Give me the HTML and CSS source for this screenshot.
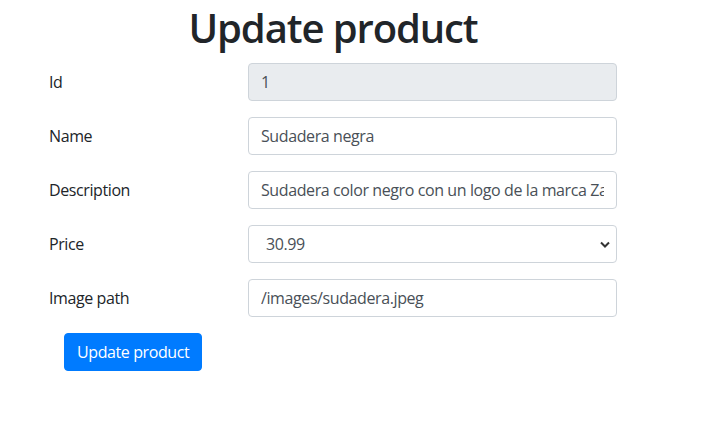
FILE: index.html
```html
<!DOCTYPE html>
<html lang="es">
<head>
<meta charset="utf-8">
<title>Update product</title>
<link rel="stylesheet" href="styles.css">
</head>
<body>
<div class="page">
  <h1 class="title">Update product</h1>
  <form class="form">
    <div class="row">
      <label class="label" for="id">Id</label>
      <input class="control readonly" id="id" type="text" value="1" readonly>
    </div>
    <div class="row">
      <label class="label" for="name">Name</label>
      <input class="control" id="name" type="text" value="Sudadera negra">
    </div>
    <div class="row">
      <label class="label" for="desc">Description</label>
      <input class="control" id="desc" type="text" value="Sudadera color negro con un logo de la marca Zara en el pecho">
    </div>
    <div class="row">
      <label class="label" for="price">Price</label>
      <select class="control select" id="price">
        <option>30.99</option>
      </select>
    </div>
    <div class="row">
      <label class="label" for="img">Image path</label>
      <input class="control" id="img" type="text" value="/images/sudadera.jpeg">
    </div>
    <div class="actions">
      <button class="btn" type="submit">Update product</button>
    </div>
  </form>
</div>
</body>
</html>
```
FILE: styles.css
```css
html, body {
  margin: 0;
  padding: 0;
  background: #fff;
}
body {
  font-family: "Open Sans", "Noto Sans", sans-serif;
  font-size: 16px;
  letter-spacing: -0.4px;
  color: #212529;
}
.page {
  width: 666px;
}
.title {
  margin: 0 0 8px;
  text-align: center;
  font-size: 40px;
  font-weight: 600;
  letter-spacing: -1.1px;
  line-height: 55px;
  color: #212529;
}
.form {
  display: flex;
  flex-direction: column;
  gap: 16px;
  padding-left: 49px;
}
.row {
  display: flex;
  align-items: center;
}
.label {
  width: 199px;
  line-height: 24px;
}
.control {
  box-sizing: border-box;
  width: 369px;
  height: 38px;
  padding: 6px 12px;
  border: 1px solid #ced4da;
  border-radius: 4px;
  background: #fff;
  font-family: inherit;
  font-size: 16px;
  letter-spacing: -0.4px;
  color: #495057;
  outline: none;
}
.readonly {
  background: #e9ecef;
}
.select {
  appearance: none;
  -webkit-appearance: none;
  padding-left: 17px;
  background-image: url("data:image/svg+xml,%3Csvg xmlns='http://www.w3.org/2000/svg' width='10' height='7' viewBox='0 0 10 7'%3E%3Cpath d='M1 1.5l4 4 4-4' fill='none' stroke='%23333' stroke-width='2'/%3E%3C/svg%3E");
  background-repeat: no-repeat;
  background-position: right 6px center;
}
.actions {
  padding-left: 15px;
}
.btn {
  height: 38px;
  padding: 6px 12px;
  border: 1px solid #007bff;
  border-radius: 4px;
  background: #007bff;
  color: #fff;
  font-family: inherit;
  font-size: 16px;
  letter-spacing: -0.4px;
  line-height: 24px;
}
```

•••••

> AIM
Reproduce the material above in full and without alteration, but skip all pictures.

> SOLUTION TO THE EXERCISE
Give me the HTML and CSS source for this screenshot.
FILE: index.html
```html
<!DOCTYPE html>
<html lang="es">
<head>
<meta charset="utf-8">
<title>Update product</title>
<link rel="stylesheet" href="styles.css">
</head>
<body>
<div class="page">
  <h1 class="title">Update product</h1>
  <form class="form">
    <div class="row">
      <label class="label" for="id">Id</label>
      <input class="control readonly" id="id" type="text" value="1" readonly>
    </div>
    <div class="row">
      <label class="label" for="name">Name</label>
      <input class="control" id="name" type="text" value="Sudadera negra">
    </div>
    <div class="row">
      <label class="label" for="desc">Description</label>
      <input class="control" id="desc" type="text" value="Sudadera color negro con un logo de la marca Zara en el pecho">
    </div>
    <div class="row">
      <label class="label" for="price">Price</label>
      <select class="control select" id="price">
        <option>30.99</option>
      </select>
    </div>
    <div class="row">
      <label class="label" for="img">Image path</label>
      <input class="control" id="img" type="text" value="/images/sudadera.jpeg">
    </div>
    <div class="actions">
      <button class="btn" type="submit">Update product</button>
    </div>
  </form>
</div>
</body>
</html>
```
FILE: styles.css
```css
html, body {
  margin: 0;
  padding: 0;
  background: #fff;
}
body {
  font-family: "Open Sans", "Noto Sans", sans-serif;
  font-size: 16px;
  letter-spacing: -0.4px;
  color: #212529;
}
.page {
  width: 666px;
}
.title {
  margin: 0 0 8px;
  text-align: center;
  font-size: 40px;
  font-weight: 600;
  letter-spacing: -1.1px;
  line-height: 55px;
  color: #212529;
}
.form {
  display: flex;
  flex-direction: column;
  gap: 16px;
  padding-left: 49px;
}
.row {
  display: flex;
  align-items: center;
}
.label {
  width: 199px;
  line-height: 24px;
}
.control {
  box-sizing: border-box;
  width: 369px;
  height: 38px;
  padding: 6px 12px;
  border: 1px solid #ced4da;
  border-radius: 4px;
  background: #fff;
  font-family: inherit;
  font-size: 16px;
  letter-spacing: -0.4px;
  color: #495057;
  outline: none;
}
.readonly {
  background: #e9ecef;
}
.select {
  appearance: none;
  -webkit-appearance: none;
  padding-left: 17px;
  background-image: url("data:image/svg+xml,%3Csvg xmlns='http://www.w3.org/2000/svg' width='10' height='7' viewBox='0 0 10 7'%3E%3Cpath d='M1 1.5l4 4 4-4' fill='none' stroke='%23333' stroke-width='2'/%3E%3C/svg%3E");
  background-repeat: no-repeat;
  background-position: right 6px center;
}
.actions {
  padding-left: 15px;
}
.btn {
  height: 38px;
  padding: 6px 12px;
  border: 1px solid #007bff;
  border-radius: 4px;
  background: #007bff;
  color: #fff;
  font-family: inherit;
  font-size: 16px;
  letter-spacing: -0.4px;
  line-height: 24px;
}
```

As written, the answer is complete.